もっとも、中国が外国に敗れたり征服されたりしてきたことと中華思想との間には、確かに関係があるだろうとは思います。というのも、中国がこのように外国に脅かされてきた(少なくとも脅かされていると思われてきた)ことが、中国の排他的な思想を育む一因になってきたように思われるからです。特に宋代あたりから中国は排他的になっているように思われます。この点で、中国はロシアと似ているようにも思います。(ロシアも、モンゴルや西欧の国々などに脅かされてきた歴史がある)もっとも、外敵に脅かされることで排他的で攻撃的になるというのは万国共通だと思いますが。

ところで、こうしたいわゆる中華思想は、主に儒教によって受け継がれてきたように思います。というのは、古代から始まって後世にまで生き残ってきた中国の思想は主に儒教道教ですが、道教はあまり政治思想と関わりを持たず、また儒教のように社会的な秩序や道徳的な秩序を定めることには否定的で、むしろ価値相対主義的な傾向があるように思われるからです。

これに対して、儒教は政治と深く関わっていますから、中華思想とも関わっています。それで、後世の中華思想儒教徳治主義とも結びついているようです。
中華思想では中国の文化が最高のものだとされる、と言われますが、その文化というのは中国語とか道教文化とかではなく、儒教的な「徳」ということが主に考えられているように思います。それだから、元や清のような異民族王朝が中国を征服しても、それは自らに徳があったから前の王朝に変わって天命を得たのだ、と言えたわけです。
儒教徳治主義は、孟子が言うように徳によって自らを治め、それを家庭に及ぼし、国に及ぼし、さらには天下に及ぼす、というようなもので、ある意味拡張主義的ではありますが、孟子が言うには、自分に徳があれば人々が自分から帰服してくるので、それによって天下の君になれる、といったものです。これは基本的に消極的な、待ちの姿勢であって、初期イスラム帝国のような積極的な征服活動とは違うものだと思われます。

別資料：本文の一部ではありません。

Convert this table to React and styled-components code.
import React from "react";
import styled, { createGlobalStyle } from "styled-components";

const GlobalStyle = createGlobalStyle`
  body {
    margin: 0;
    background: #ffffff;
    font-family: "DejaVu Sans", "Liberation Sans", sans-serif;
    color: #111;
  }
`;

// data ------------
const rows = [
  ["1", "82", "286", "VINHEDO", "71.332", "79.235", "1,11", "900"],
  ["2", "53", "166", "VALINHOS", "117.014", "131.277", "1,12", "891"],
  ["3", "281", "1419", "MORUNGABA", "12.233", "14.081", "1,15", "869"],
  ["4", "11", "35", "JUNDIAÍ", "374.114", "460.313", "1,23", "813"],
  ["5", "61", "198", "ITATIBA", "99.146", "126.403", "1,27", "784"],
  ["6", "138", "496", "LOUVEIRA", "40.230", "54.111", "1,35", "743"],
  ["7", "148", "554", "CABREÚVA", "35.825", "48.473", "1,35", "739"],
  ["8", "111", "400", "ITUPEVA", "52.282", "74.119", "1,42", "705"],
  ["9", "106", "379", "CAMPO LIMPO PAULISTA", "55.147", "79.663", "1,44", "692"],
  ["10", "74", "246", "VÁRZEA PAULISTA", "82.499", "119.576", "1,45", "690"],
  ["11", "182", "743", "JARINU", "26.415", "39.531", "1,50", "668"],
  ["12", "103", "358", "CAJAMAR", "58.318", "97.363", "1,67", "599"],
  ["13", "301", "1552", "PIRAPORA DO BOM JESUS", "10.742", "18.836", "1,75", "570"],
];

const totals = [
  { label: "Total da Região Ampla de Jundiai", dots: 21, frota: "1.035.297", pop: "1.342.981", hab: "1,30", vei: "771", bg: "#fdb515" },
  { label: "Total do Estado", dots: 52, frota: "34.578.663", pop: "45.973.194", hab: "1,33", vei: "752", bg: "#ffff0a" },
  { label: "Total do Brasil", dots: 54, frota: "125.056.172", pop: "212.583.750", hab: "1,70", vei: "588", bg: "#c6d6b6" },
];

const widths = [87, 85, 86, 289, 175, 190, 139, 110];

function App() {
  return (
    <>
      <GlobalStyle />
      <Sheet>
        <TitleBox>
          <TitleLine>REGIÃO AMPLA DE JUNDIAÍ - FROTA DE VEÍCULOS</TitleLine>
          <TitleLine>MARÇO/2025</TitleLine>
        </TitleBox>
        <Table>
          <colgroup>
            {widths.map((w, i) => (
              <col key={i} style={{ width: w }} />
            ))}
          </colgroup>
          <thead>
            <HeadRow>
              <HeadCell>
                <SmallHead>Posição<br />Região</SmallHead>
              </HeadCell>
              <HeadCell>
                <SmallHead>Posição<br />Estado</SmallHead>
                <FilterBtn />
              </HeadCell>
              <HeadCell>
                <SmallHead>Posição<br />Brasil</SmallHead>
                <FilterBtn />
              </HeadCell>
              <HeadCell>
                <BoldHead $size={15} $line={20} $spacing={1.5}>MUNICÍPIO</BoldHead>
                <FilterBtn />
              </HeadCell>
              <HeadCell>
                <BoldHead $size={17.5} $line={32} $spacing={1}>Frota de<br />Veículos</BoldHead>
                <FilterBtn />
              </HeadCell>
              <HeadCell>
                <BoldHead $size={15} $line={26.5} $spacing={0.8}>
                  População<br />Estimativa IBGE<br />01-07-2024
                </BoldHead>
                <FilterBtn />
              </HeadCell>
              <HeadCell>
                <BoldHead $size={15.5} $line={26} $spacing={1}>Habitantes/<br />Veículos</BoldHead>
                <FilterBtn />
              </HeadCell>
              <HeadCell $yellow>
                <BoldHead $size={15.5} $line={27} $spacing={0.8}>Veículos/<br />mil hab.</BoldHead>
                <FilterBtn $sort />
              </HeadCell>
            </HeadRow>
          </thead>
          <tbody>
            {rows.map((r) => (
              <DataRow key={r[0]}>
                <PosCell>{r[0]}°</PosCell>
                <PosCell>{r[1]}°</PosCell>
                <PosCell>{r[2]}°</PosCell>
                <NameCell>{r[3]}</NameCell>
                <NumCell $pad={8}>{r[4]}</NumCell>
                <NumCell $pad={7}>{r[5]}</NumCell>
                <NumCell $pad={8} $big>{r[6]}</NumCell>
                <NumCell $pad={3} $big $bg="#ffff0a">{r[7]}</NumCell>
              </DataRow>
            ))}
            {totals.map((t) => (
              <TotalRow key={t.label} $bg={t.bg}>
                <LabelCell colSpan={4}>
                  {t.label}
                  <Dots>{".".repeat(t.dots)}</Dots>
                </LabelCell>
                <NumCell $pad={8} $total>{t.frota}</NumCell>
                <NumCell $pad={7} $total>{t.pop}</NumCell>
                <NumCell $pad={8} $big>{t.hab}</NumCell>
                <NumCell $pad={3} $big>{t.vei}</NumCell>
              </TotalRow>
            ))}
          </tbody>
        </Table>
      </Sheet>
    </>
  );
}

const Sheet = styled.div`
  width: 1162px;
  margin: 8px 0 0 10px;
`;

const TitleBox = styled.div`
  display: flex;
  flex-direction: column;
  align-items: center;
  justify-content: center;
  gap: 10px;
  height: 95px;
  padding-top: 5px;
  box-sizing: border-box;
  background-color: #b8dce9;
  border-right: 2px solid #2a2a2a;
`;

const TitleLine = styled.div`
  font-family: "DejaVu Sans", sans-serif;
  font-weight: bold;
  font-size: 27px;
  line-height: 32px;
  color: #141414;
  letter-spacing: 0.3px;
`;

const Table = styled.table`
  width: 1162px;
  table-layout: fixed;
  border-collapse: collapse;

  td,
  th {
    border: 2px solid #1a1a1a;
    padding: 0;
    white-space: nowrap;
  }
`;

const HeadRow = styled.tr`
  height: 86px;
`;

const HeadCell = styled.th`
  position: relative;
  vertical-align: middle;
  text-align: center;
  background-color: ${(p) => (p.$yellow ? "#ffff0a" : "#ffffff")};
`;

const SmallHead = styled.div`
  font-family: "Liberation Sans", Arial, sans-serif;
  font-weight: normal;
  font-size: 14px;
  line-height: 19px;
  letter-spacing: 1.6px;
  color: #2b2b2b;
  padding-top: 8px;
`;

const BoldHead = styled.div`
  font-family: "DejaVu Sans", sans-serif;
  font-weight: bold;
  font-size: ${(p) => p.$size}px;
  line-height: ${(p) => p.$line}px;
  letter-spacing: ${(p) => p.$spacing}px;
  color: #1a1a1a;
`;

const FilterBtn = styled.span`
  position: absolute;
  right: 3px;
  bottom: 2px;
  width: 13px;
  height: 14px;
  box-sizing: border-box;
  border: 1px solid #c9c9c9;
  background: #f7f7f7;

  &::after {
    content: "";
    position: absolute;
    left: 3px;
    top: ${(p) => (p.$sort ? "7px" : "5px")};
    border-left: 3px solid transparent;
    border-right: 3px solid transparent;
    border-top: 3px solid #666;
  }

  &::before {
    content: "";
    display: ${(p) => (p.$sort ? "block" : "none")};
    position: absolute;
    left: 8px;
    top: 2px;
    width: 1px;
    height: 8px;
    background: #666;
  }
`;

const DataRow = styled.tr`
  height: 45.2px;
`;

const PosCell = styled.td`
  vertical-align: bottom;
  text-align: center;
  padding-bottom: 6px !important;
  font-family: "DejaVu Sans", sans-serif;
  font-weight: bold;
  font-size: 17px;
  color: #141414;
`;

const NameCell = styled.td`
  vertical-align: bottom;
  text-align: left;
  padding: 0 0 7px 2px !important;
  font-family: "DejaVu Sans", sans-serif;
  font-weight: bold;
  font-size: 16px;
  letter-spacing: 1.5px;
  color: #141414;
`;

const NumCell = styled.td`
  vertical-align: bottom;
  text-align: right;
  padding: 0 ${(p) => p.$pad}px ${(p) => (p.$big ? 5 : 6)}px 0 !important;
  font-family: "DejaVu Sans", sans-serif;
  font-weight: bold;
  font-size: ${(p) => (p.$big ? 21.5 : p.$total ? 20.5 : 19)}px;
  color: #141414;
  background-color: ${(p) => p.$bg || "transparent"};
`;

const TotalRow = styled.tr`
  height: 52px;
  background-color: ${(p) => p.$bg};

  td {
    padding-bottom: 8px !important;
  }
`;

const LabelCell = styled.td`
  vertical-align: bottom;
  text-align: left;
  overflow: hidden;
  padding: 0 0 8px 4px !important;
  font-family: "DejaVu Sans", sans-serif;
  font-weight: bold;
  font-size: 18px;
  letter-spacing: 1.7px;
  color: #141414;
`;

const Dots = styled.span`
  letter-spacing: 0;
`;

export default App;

中国の覇権主義とか中国人がルールを守らないこととかは中華思想のせいだというように言われることもありますが、私はそれについては懐疑的です。確かに覇権主義とかルールを守らないとかは問題ですが、それはいわゆる中華思想とはまた別の問題だと思います。私の印象では、こうした問題は中華思想云々より、中国における道徳の退廃が原因であるように思います。こうした中国の悪しき伝統については清末民国初の魯迅や譚嗣同も批判しています。譚嗣同はどうやら、こうした退廃は多くは道教のせいだと考えていたようです。
清末民国初には、中国の伝統を悪しき伝統として批判したり、逆にそれを擁護したりする人々がいたようですが、私の覚えている限り、「中華思想」について言及していた人はいなかったと思います。